Senin, 15 November 2010

Pemuda Yang Terlalu (Sebuah Makian)

Didalam kamar beratap triplex dengan ceceran sampah sisa semalam dan mata - mata cape, seorang pecandu nikotin tengah diterpa kemalangan entah karena apa kemalangan itu . Hari ini tepat hari besar orang muslim, hari dimana hewan yang paling di muliakan oleh umat Hindu di sembelih. Segalanya serasa begitu penat, suara-suara yang didengarpun tiada yang terasa sedap, hanya sisa-sisa wewangian wanita yang sejak tadi sore bertamu di kamar ini yang masih terasa sepoy - sepoy. Sungguh merupakan pengobat rindu akan harum tubuh wanita yang sudah lama tidak pernah dia peluk.
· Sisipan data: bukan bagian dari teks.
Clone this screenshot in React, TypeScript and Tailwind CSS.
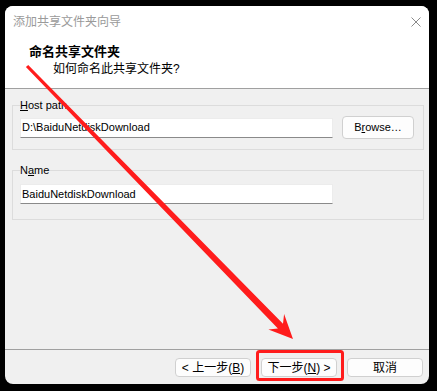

Dikala dunia seolah tidak adil toh itu karena keputusanya yang selalu memilih menjadi seorang pembangkang, pembungkam, keras kepala dan tidak mau diatur. Disisi lain ia merasa bangga, disisi yang lainya lagi ia mulai merasa terperosok terhina hingga sedina-dinanya. Entah apa arti dari semua keputusan yang diambilnya. Tantangan yang belum pernah pasti , dan begitu senangnya ia hidup dalam ketidak-pastian yang tidak akan pernah pasti-pasti dan pasti.

Perlahan mimpi mulai terlihat nyata, akan tetapi waktu memang terlalu mahal untuk disamakan dengan sampah organik dan non-organik. Jika memang hidup itu untuk mati apa yang harus kita ambil dari setiap kematian yang memang seharusnya belum mati, kematian hidup yang berbangkai, berbingkai, berbengkalai, berkelai, sudah marah jatuh tertimpa bukan tangga.

Mati itu bukan apa-apa semua itu karena beban yang dipikul dan tanggung jawab moral seorang pemuda yang tidak tahu dan tidak pernah bisa membahagiakan orang-orang yang dicintainya. Ia bungkam, ia diam, ia simpan seribu makian untuk dirinya sendiri. "untuk apa??", ia bertanya kepada Tuhan yang saat itu sedang memberinya kebimbangan yang memang sudah seharusnya ia di-per-bimbang-kan.

Bukan uang bukan juga peluang tapi hidup itu memang harus terus menerus berjuang. Berjuang melawan anjing-anjing, berjuang melawan matinya jasad yang lemah, lelah, letih, merintih dan tertatih - tatih.

Cukuplah ia berserah pada Tuhan tentang dunia, tentang hal yang tidak akan pernah kekal, kebahagian, kecukupan dan kesempurnaan kehidupan, ttang sesuatu yang tak akan pernah selamanya. Begitupun pada sebuah peristiwa yang saat ini ia maki, dan saat ini ia kenang, yang saat ini membuatnya galau, bimbang atau segala yang membuatnyakehilangan arti hidup. Sampah, sumpah serapah pupuk kompos.

Dia sedang gila dia sedang sulit untuk tertawa, dia ingin mabuk dan melakukan sebuah dosa, muak, muak,dan muak sejadi-jadinya. Akhirnya dia berkata kepadaku, 20 tahun lagi kau menua (dari kata dasar Tua), dua puluh tahun lagi belum tentu bisa kau nikmati semua asam manis ini.